Many X Variables

Module 4.1: Multiple Regressors

Author
Affiliation

Alex Cardazzi

Old Dominion University

All materials can be found at alexcardazzi.github.io.

Housing Price Models

In the last module, we developed and estimated quite a few models to explain housing prices. However, as you can intuit, there are many factors that influence the price of a house. While an important feature of economic models is that they are relatively simple, our previous models were definitely too simple. To make our model a bit more realistic, we can include other factors that might influence price. First, let’s read in the data, remove some columns, and change the names of the remaining columns, and then we will see how to add more factors into our models.

Code
ames <- read.csv("https://vincentarelbundock.github.io/Rdatasets/csv/openintro/ames.csv")
keep_columns <- c("price", "area", "Bedroom.AbvGr", "Year.Built", "Overall.Cond")
ames <- ames[,keep_columns]
colnames(ames) <- c("price", "sqft", "bedrooms", "yr_built", "condition")

This code has been run in the background for you to facilitate your use of the following WebR chunks.

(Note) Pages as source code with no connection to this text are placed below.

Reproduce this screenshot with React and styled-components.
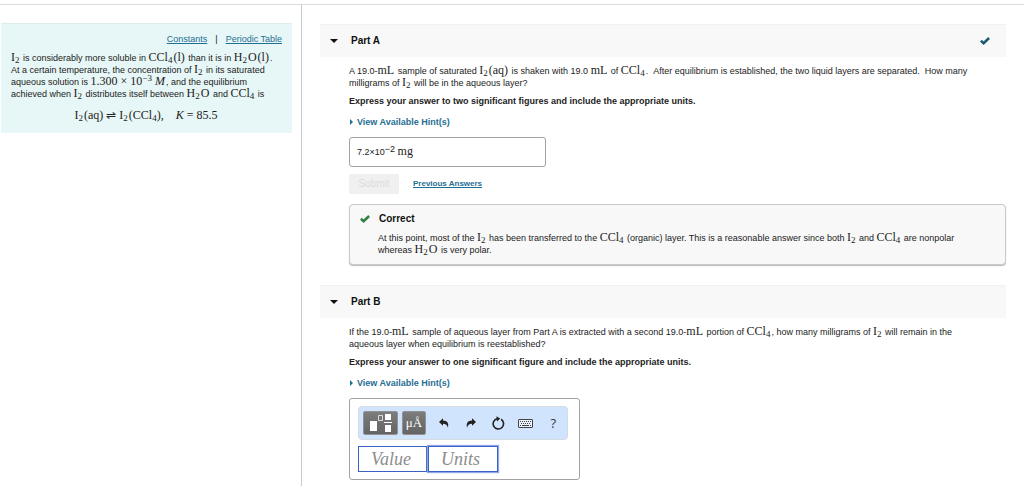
import React from "react";
import styled, { createGlobalStyle, css } from "styled-components";

const sans = `"Liberation Sans", Arial, sans-serif`;
const serif = `"Liberation Serif", "Times New Roman", serif`;

const GlobalStyle = createGlobalStyle`
    * {
        box-sizing: border-box;
    }

    body {
        margin: 0;
        background: #fff;
        color: #222;
        font-family: ${sans};
        font-size: 9px;
        line-height: 12px;
    }

    p {
        margin: 0;
    }

    a {
        color: #1f6f93;
    }
`;

const Page = styled.div`
    display: flex;
    min-height: 100vh;
    padding-top: 4px;
`;

const Sidebar = styled.aside`
    flex: 0 0 302px;
    padding: 18px 9px 0 1px;
    border-top: 1px solid #dcdcdc;
    border-right: 1px solid #c3cbd3;
`;

const Intro = styled.div`
    padding: 9px 10px;
    border-top: 1px solid #dfecec;
    background: #e7f6f6;
`;

const Links = styled.nav`
    display: flex;
    justify-content: flex-end;
    gap: 8px;
    margin-bottom: 7px;
`;

const Equation = styled.p`
    margin: 10px 0 2px;
    text-align: center;
`;

const Math = styled.span`
    margin-right: 1px;
    font-family: ${serif};
    font-size: 12px;
    line-height: 1px;

    sub,
    sup {
        font-size: 9px;
        line-height: 1px;
    }

    sub {
        vertical-align: -2px;
    }

    sup {
        vertical-align: 4px;
    }
`;

const Main = styled.main`
    flex: 1;
    min-width: 0;
    padding: 19px 18px 0;
    border-top: 1px solid #dcdcdc;
`;

const PartHeader = styled.header`
    display: flex;
    align-items: center;
    justify-content: space-between;
    height: 33px;
    padding: 0 16px 0 10px;
    background: #f8f8f8;
    border-top: 1px solid #f1f1f1;
`;

const PartToggle = styled.button`
    display: flex;
    align-items: center;
    gap: 13px;
    padding: 0;
    border: 0;
    background: none;
    color: #111;
    font: bold 10px/12px ${sans};
`;

const PartBody = styled.div`
    padding: 8px 0 20px 29px;
`;

const Question = styled.p`
    margin-bottom: 6px;
`;

const Instructions = styled.p`
    font-weight: bold;
`;

const HintButton = styled.button`
    display: flex;
    align-items: center;
    gap: 4px;
    margin: 9px 0;
    padding: 0 0 0 1px;
    border: 0;
    background: none;
    color: #1f6f93;
    font: bold 9px/12px ${sans};
`;

const AnswerBox = styled.output`
    display: block;
    width: 197px;
    padding: 8px 7px;
    border: 1px solid #a2a2a2;
    border-radius: 3px;
    line-height: 12px;

    > sup {
        font-size: 9px;
        line-height: 1px;
        vertical-align: 3px;
    }
`;

const Actions = styled.div`
    display: flex;
    align-items: center;
    gap: 14px;
    margin: 7px 0 10px;
    font-size: 8px;
    font-weight: bold;
`;

const SubmitButton = styled.button`
    width: 50px;
    height: 20px;
    padding: 0;
    border: 0;
    background: #f0f0f0;
    color: #dcdcdc;
    font: 10px/12px ${sans};
`;

const Feedback = styled.section`
    padding: 8px 28px;
    border: 1px solid #c9c9c9;
    border-radius: 4px;
    box-shadow: 0 1px 1px #bbb;
    background: #f8f8f8;
`;

const FeedbackTitle = styled.h3`
    display: flex;
    align-items: center;
    gap: 9px;
    margin: 0 0 7px -18px;
    color: #111;
    font-size: 10px;
`;

const Editor = styled.div`
    width: 231px;
    padding: 7px 8px;
    border: 1px solid #a2a2a2;
    border-radius: 3px;
`;

const Toolbar = styled.div`
    display: flex;
    align-items: center;
    width: 210px;
    height: 34px;
    padding: 0 0 0 4px;
    border: 1px solid #d5dbe3;
    border-radius: 4px;
    background: #d0e4fd;
`;

const ToolButton = styled.button`
    display: flex;
    flex: 1;
    align-items: center;
    justify-content: center;
    height: 24px;
    padding: 0;
    border: 0;
    background: none;
    color: #333;
    font: 13px/16px "Open Sans", ${sans};

    ${(props) =>
        props.$dark &&
        css`
            flex: 0 0 ${props.$wide ? "35px" : "24px"};
            margin-right: 4px;
            border: 1px solid #929292;
            border-radius: 2px;
            background: linear-gradient(#7c7c7c, #646464);
            color: #fff;
            font: 13px/16px ${serif};
        `}
`;

const Fields = styled.div`
    display: flex;
    gap: 1px;
    margin-top: 6px;
`;

const Field = styled.input`
    width: 69px;
    height: 26px;
    padding: 0 12px;
    border: 1px solid #3a62c4;
    outline: 0;
    background: #fff;
    font: italic 18px/20px ${serif};

    ${(props) =>
        props.$active &&
        css`
            width: 70px;
            box-shadow: 0 0 1px 1px #8fa9e6;
        `}

    &::placeholder {
        color: #8c8c8c;
        opacity: 1;
    }
`;

const I2 = () => (
    <Math>
        I<sub>2</sub>
    </Math>
);

const CCl4 = () => (
    <Math>
        CCl<sub>4</sub>
    </Math>
);

const H2O = () => (
    <Math>
        H<sub>2</sub>&#8202;O
    </Math>
);

const CheckIcon = ({ color }) => (
    <svg width="10" height="8" viewBox="0 0 10 8" aria-hidden="true">
        <path d="M0.9 3.8 L3.6 6.2 L9.1 1" fill="none" stroke={color} strokeWidth="2.5" />
    </svg>
);

const Part = ({ title, done, children }) => (
    <section>
        <PartHeader>
            <PartToggle type="button" aria-expanded="true">
                <svg width="8" height="4" viewBox="0 0 8 4" aria-hidden="true">
                    <path d="M0 0h8L4 4z" fill="#111" />
                </svg>
                {title}
            </PartToggle>
            {done && <CheckIcon color="#1b5a73" />}
        </PartHeader>
        <PartBody>{children}</PartBody>
    </section>
);

const Hints = () => (
    <HintButton type="button">
        <svg width="3" height="6" viewBox="0 0 3 6" aria-hidden="true">
            <path d="M0 0l3 3-3 3z" fill="#1f6f93" />
        </svg>
        View Available Hint(s)
    </HintButton>
);

const TemplateIcon = () => (
    <svg width="24" height="20" viewBox="0 0 24 20" aria-hidden="true">
        <path d="M1 8h7v10H1zM16 1h6v6h-6zM16 12h6v7h-6zM15 9h8v1h-8z" fill="#fff" />
        <path d="M9.5 2.5h4v5h-4z" fill="none" stroke="#ddd" />
    </svg>
);

const TurnIcon = ({ flip }) => (
    <svg width="10" height="10" viewBox="0 0 10 10" aria-hidden="true">
        <path
            d="M0 4 L4 0.3 V2.5 C8.2 2.6 9.9 5 9 9.7 C8.2 7 7 5.9 4 5.8 V7.8z"
            fill="#222"
            transform={flip ? "translate(10 0) scale(-1 1)" : undefined}
        />
    </svg>
);

const ResetIcon = () => (
    <svg width="13" height="14" viewBox="0 0 13 14" aria-hidden="true">
        <path d="M9.1 3.3 A5.2 5.2 0 1 1 5 2.7" fill="none" stroke="#222" strokeWidth="1.6" />
        <path d="M4.4 0.2 L8.2 2.6 L5 5.4z" fill="#222" />
    </svg>
);

const KeyboardIcon = () => (
    <svg width="15" height="9" viewBox="0 0 15 9" aria-hidden="true">
        <rect x="0.5" y="0.5" width="14" height="8" rx="0.5" fill="#e8f1fb" stroke="#444" />
        <path d="M2 2.5h11M3 4.5h10" stroke="#444" strokeDasharray="1 1" />
        <path d="M2 6.5h1M4 6.5h7M12 6.5h1" stroke="#444" />
    </svg>
);

export default function App() {
    return (
        <Page>
            <GlobalStyle />
            <Sidebar>
                <Intro>
                    <Links>
                        <a href="#constants">Constants</a>
                        <span>|</span>
                        <a href="#table">Periodic Table</a>
                    </Links>
                    <p>
                        <I2 /> is considerably more soluble in <CCl4 />
                        <Math>(l)</Math> than it is in <H2O />
                        <Math>(l)</Math>.<br />
                        At a certain temperature, the concentration of <I2 /> in its saturated
                        <br />
                        aqueous solution is{" "}
                        <Math>
                            1.300 × 10<sup>−3</sup> <i>M</i>
                        </Math>
                        , and the equilibrium
                        <br />
                        achieved when <I2 /> distributes itself between <H2O /> and <CCl4 /> is
                    </p>
                    <Equation>
                        <Math>
                            I<sub>2</sub>&#8202;(aq) ⇌ I<sub>2</sub>&#8202;(CCl<sub>4</sub>), &nbsp;&nbsp;&nbsp;
                            <i>K</i> = 85.5
                        </Math>
                    </Equation>
                </Intro>
            </Sidebar>

            <Main>
                <Part title="Part A" done>
                    <Question>
                        A 19.0-<Math>mL</Math> sample of saturated <I2 />
                        <Math>(aq)</Math> is shaken with 19.0 <Math>mL</Math> of <CCl4 />. &nbsp;After
                        equilibrium is established, the two liquid layers are separated. &nbsp;How many
                        <br />
                        milligrams of <I2 /> will be in the aqueous layer?
                    </Question>
                    <Instructions>
                        Express your answer to two significant figures and include the appropriate units.
                    </Instructions>
                    <Hints />
                    <AnswerBox>
                        7.2×10<sup>−2</sup> <Math>mg</Math>
                    </AnswerBox>
                    <Actions>
                        <SubmitButton type="button" disabled>
                            Submit
                        </SubmitButton>
                        <a href="#previous">Previous Answers</a>
                    </Actions>
                    <Feedback>
                        <FeedbackTitle>
                            <CheckIcon color="#2c8040" />
                            Correct
                        </FeedbackTitle>
                        <p>
                            At this point, most of the <I2 /> has been transferred to the <CCl4 /> (organic)
                            layer. This is a reasonable answer since both <I2 /> and <CCl4 /> are nonpolar
                            <br />
                            whereas <H2O /> is very polar.
                        </p>
                    </Feedback>
                </Part>

                <Part title="Part B">
                    <Question>
                        If the 19.0-<Math>mL</Math> sample of aqueous layer from Part A is extracted with a
                        second 19.0-<Math>mL</Math> portion of <CCl4 />, how many milligrams of <I2 /> will
                        remain in the
                        <br />
                        aqueous layer when equilibrium is reestablished?
                    </Question>
                    <Instructions>
                        Express your answer to one significant figure and include the appropriate units.
                    </Instructions>
                    <Hints />
                    <Editor>
                        <Toolbar>
                            <ToolButton $dark $wide type="button" aria-label="Templates">
                                <TemplateIcon />
                            </ToolButton>
                            <ToolButton $dark type="button">
                                μÅ
                            </ToolButton>
                            <ToolButton type="button" aria-label="Undo">
                                <TurnIcon />
                            </ToolButton>
                            <ToolButton type="button" aria-label="Redo">
                                <TurnIcon flip />
                            </ToolButton>
                            <ToolButton type="button" aria-label="Reset">
                                <ResetIcon />
                            </ToolButton>
                            <ToolButton type="button" aria-label="Keyboard">
                                <KeyboardIcon />
                            </ToolButton>
                            <ToolButton type="button">?</ToolButton>
                        </Toolbar>
                        <Fields>
                            <Field aria-label="Value" placeholder="Value" />
                            <Field $active aria-label="Units" placeholder="Units" />
                        </Fields>
                    </Editor>
                </Part>
            </Main>
        </Page>
    );
}
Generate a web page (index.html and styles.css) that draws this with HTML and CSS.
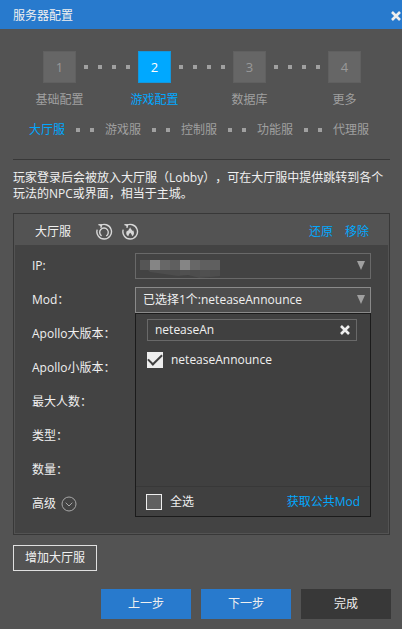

In addition, we are going to create a new variable for age.

Code
ames$age <- 2011 - ames$yr_built

Simple Correlations

We’ll start by estimating a simple model where price is determined by age. Next, we’ll estimate a model where price is determined by age and square footage. Before we estimate anything, though, let’s first establish some of the correlations between the three variables in our data.

  1. The correlation between price and age is -0.558. This suggests that newer homes are typically more expensive.
  2. The correlation between price and square footage is 0.707. We saw this last module – as square footage increases, so does price. This makes sense; bigger houses typically command higher prices.
  3. The correlation between age and square footage is -0.242. This suggests that newer houses are bigger than older homes. This is an important data artifact!

Why is this so important? Let’s first estimate a simple model:

\[\text{Price}_i = \alpha_0 + \alpha_1 \times \text{Age}_i + \epsilon_i\]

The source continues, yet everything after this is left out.